> _GOAL_
Word for word, give the material below again, minus any images.

> _DATA EXCERPT_
.....

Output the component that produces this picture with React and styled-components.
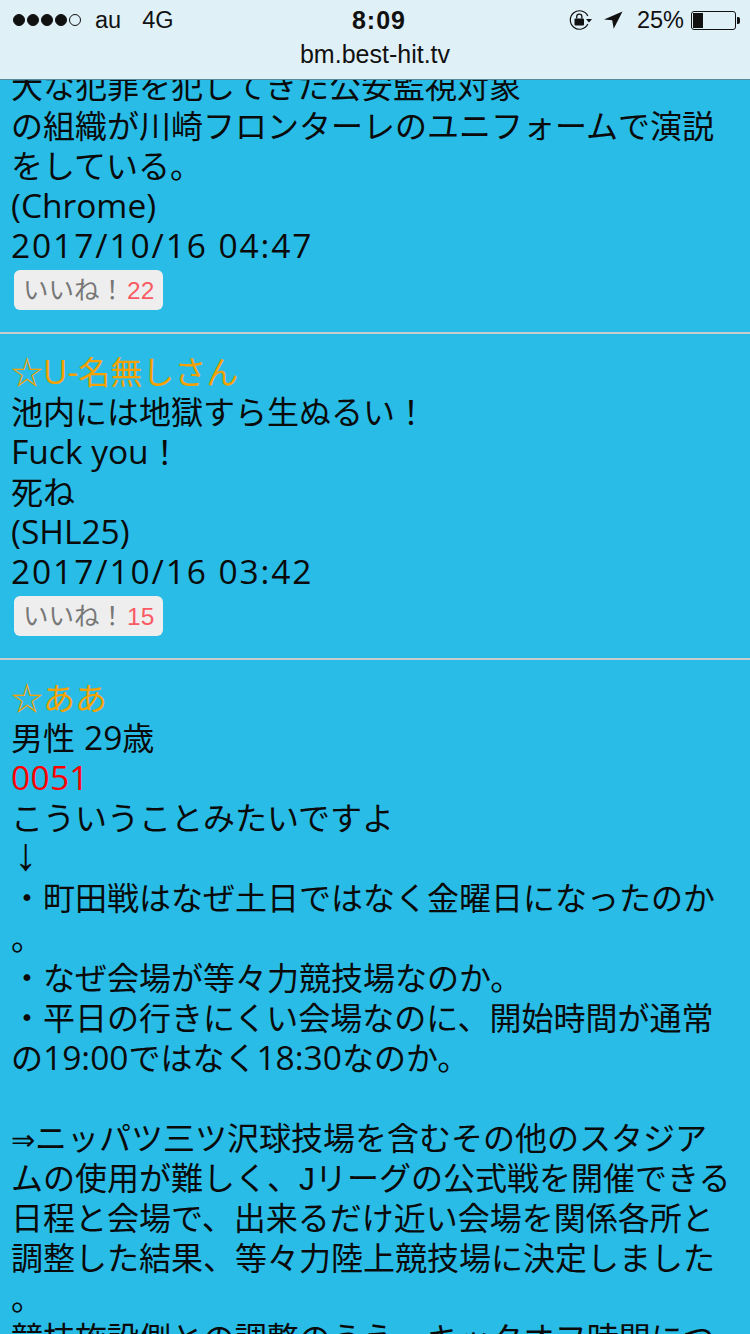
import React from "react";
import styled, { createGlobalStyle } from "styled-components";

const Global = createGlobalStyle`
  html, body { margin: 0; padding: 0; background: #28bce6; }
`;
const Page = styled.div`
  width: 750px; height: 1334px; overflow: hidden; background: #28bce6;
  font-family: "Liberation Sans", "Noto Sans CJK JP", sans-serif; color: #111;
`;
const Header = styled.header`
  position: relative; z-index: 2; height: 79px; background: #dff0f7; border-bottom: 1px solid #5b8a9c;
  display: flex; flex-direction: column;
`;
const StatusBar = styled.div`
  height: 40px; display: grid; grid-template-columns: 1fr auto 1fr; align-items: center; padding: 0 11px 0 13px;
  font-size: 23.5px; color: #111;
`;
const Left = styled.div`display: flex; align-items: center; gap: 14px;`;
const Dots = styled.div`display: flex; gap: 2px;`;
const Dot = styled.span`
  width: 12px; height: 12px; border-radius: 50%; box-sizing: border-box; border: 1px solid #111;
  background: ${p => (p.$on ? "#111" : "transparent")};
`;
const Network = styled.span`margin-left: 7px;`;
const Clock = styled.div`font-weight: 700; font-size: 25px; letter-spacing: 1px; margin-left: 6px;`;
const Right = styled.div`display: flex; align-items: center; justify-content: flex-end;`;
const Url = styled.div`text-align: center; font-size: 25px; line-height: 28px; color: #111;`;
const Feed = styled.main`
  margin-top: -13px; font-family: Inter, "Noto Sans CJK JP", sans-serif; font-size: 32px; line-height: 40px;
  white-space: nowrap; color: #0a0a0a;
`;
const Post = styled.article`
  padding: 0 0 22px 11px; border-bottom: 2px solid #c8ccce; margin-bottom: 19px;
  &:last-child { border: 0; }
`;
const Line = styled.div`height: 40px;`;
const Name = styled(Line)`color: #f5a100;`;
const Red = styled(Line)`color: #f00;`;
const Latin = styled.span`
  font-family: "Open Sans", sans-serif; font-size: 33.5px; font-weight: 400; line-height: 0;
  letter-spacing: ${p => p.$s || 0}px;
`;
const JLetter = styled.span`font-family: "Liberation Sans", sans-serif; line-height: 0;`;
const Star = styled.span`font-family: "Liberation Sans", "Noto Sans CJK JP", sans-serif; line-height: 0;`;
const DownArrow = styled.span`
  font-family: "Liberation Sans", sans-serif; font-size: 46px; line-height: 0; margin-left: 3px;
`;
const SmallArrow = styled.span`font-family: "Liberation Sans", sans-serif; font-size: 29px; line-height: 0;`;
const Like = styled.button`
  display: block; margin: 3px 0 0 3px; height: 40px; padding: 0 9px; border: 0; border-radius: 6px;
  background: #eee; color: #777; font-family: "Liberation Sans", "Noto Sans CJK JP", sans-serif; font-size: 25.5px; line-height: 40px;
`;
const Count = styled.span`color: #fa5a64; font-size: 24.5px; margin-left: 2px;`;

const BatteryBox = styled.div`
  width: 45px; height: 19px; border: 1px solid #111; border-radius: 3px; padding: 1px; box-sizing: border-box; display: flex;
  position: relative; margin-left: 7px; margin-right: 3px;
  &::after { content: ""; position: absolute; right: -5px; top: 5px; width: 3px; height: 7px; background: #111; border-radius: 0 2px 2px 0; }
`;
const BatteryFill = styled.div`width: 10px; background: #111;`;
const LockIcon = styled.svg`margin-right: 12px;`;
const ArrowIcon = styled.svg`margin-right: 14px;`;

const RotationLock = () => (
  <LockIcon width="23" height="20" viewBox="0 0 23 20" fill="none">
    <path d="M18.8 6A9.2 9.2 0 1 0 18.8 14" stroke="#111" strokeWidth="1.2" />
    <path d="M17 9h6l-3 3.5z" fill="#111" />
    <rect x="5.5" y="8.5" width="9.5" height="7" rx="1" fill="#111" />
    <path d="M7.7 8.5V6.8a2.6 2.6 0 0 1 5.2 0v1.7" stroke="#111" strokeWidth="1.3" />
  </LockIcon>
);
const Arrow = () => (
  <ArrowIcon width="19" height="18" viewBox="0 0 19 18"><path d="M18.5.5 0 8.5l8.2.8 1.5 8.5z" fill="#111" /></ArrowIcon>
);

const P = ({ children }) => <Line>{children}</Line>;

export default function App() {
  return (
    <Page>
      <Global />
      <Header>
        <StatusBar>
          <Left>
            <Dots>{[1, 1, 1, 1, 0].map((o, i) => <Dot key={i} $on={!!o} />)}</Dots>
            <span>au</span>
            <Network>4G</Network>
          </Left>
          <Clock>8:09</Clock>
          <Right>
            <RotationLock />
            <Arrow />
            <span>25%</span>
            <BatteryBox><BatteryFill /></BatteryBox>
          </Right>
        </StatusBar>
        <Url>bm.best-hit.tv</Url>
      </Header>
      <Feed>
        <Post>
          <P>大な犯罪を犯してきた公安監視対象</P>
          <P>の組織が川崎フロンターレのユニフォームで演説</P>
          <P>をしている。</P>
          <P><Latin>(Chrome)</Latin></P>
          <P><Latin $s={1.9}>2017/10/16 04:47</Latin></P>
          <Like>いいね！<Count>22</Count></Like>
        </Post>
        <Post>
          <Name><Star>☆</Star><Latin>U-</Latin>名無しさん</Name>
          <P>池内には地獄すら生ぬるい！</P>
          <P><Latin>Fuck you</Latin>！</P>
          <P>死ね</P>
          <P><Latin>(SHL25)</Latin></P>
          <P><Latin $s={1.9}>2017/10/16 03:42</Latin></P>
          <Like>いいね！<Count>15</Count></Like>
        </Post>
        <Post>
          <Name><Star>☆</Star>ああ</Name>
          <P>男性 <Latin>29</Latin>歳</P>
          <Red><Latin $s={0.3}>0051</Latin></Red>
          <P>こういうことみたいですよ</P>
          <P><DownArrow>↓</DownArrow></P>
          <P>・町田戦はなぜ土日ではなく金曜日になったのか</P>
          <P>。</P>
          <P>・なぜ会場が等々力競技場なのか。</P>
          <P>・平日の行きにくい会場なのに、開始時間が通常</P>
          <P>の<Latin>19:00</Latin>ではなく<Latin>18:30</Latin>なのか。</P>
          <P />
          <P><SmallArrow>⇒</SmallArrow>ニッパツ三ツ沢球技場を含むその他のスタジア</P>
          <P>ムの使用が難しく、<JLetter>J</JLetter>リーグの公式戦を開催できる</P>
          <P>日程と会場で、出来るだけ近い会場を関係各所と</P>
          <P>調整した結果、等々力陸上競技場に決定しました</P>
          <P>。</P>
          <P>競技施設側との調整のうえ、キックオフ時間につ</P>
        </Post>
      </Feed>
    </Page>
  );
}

.....

> _CORRECT OUTPUT_
Output the component that produces this picture with React and styled-components.
import React from "react";
import styled, { createGlobalStyle } from "styled-components";

const Global = createGlobalStyle`
  html, body { margin: 0; padding: 0; background: #28bce6; }
`;
const Page = styled.div`
  width: 750px; height: 1334px; overflow: hidden; background: #28bce6;
  font-family: "Liberation Sans", "Noto Sans CJK JP", sans-serif; color: #111;
`;
const Header = styled.header`
  position: relative; z-index: 2; height: 79px; background: #dff0f7; border-bottom: 1px solid #5b8a9c;
  display: flex; flex-direction: column;
`;
const StatusBar = styled.div`
  height: 40px; display: grid; grid-template-columns: 1fr auto 1fr; align-items: center; padding: 0 11px 0 13px;
  font-size: 23.5px; color: #111;
`;
const Left = styled.div`display: flex; align-items: center; gap: 14px;`;
const Dots = styled.div`display: flex; gap: 2px;`;
const Dot = styled.span`
  width: 12px; height: 12px; border-radius: 50%; box-sizing: border-box; border: 1px solid #111;
  background: ${p => (p.$on ? "#111" : "transparent")};
`;
const Network = styled.span`margin-left: 7px;`;
const Clock = styled.div`font-weight: 700; font-size: 25px; letter-spacing: 1px; margin-left: 6px;`;
const Right = styled.div`display: flex; align-items: center; justify-content: flex-end;`;
const Url = styled.div`text-align: center; font-size: 25px; line-height: 28px; color: #111;`;
const Feed = styled.main`
  margin-top: -13px; font-family: Inter, "Noto Sans CJK JP", sans-serif; font-size: 32px; line-height: 40px;
  white-space: nowrap; color: #0a0a0a;
`;
const Post = styled.article`
  padding: 0 0 22px 11px; border-bottom: 2px solid #c8ccce; margin-bottom: 19px;
  &:last-child { border: 0; }
`;
const Line = styled.div`height: 40px;`;
const Name = styled(Line)`color: #f5a100;`;
const Red = styled(Line)`color: #f00;`;
const Latin = styled.span`
  font-family: "Open Sans", sans-serif; font-size: 33.5px; font-weight: 400; line-height: 0;
  letter-spacing: ${p => p.$s || 0}px;
`;
const JLetter = styled.span`font-family: "Liberation Sans", sans-serif; line-height: 0;`;
const Star = styled.span`font-family: "Liberation Sans", "Noto Sans CJK JP", sans-serif; line-height: 0;`;
const DownArrow = styled.span`
  font-family: "Liberation Sans", sans-serif; font-size: 46px; line-height: 0; margin-left: 3px;
`;
const SmallArrow = styled.span`font-family: "Liberation Sans", sans-serif; font-size: 29px; line-height: 0;`;
const Like = styled.button`
  display: block; margin: 3px 0 0 3px; height: 40px; padding: 0 9px; border: 0; border-radius: 6px;
  background: #eee; color: #777; font-family: "Liberation Sans", "Noto Sans CJK JP", sans-serif; font-size: 25.5px; line-height: 40px;
`;
const Count = styled.span`color: #fa5a64; font-size: 24.5px; margin-left: 2px;`;

const BatteryBox = styled.div`
  width: 45px; height: 19px; border: 1px solid #111; border-radius: 3px; padding: 1px; box-sizing: border-box; display: flex;
  position: relative; margin-left: 7px; margin-right: 3px;
  &::after { content: ""; position: absolute; right: -5px; top: 5px; width: 3px; height: 7px; background: #111; border-radius: 0 2px 2px 0; }
`;
const BatteryFill = styled.div`width: 10px; background: #111;`;
const LockIcon = styled.svg`margin-right: 12px;`;
const ArrowIcon = styled.svg`margin-right: 14px;`;

const RotationLock = () => (
  <LockIcon width="23" height="20" viewBox="0 0 23 20" fill="none">
    <path d="M18.8 6A9.2 9.2 0 1 0 18.8 14" stroke="#111" strokeWidth="1.2" />
    <path d="M17 9h6l-3 3.5z" fill="#111" />
    <rect x="5.5" y="8.5" width="9.5" height="7" rx="1" fill="#111" />
    <path d="M7.7 8.5V6.8a2.6 2.6 0 0 1 5.2 0v1.7" stroke="#111" strokeWidth="1.3" />
  </LockIcon>
);
const Arrow = () => (
  <ArrowIcon width="19" height="18" viewBox="0 0 19 18"><path d="M18.5.5 0 8.5l8.2.8 1.5 8.5z" fill="#111" /></ArrowIcon>
);

const P = ({ children }) => <Line>{children}</Line>;

export default function App() {
  return (
    <Page>
      <Global />
      <Header>
        <StatusBar>
          <Left>
            <Dots>{[1, 1, 1, 1, 0].map((o, i) => <Dot key={i} $on={!!o} />)}</Dots>
            <span>au</span>
            <Network>4G</Network>
          </Left>
          <Clock>8:09</Clock>
          <Right>
            <RotationLock />
            <Arrow />
            <span>25%</span>
            <BatteryBox><BatteryFill /></BatteryBox>
          </Right>
        </StatusBar>
        <Url>bm.best-hit.tv</Url>
      </Header>
      <Feed>
        <Post>
          <P>大な犯罪を犯してきた公安監視対象</P>
          <P>の組織が川崎フロンターレのユニフォームで演説</P>
          <P>をしている。</P>
          <P><Latin>(Chrome)</Latin></P>
          <P><Latin $s={1.9}>2017/10/16 04:47</Latin></P>
          <Like>いいね！<Count>22</Count></Like>
        </Post>
        <Post>
          <Name><Star>☆</Star><Latin>U-</Latin>名無しさん</Name>
          <P>池内には地獄すら生ぬるい！</P>
          <P><Latin>Fuck you</Latin>！</P>
          <P>死ね</P>
          <P><Latin>(SHL25)</Latin></P>
          <P><Latin $s={1.9}>2017/10/16 03:42</Latin></P>
          <Like>いいね！<Count>15</Count></Like>
        </Post>
        <Post>
          <Name><Star>☆</Star>ああ</Name>
          <P>男性 <Latin>29</Latin>歳</P>
          <Red><Latin $s={0.3}>0051</Latin></Red>
          <P>こういうことみたいですよ</P>
          <P><DownArrow>↓</DownArrow></P>
          <P>・町田戦はなぜ土日ではなく金曜日になったのか</P>
          <P>。</P>
          <P>・なぜ会場が等々力競技場なのか。</P>
          <P>・平日の行きにくい会場なのに、開始時間が通常</P>
          <P>の<Latin>19:00</Latin>ではなく<Latin>18:30</Latin>なのか。</P>
          <P />
          <P><SmallArrow>⇒</SmallArrow>ニッパツ三ツ沢球技場を含むその他のスタジア</P>
          <P>ムの使用が難しく、<JLetter>J</JLetter>リーグの公式戦を開催できる</P>
          <P>日程と会場で、出来るだけ近い会場を関係各所と</P>
          <P>調整した結果、等々力陸上競技場に決定しました</P>
          <P>。</P>
          <P>競技施設側との調整のうえ、キックオフ時間につ</P>
        </Post>
      </Feed>
    </Page>
  );
}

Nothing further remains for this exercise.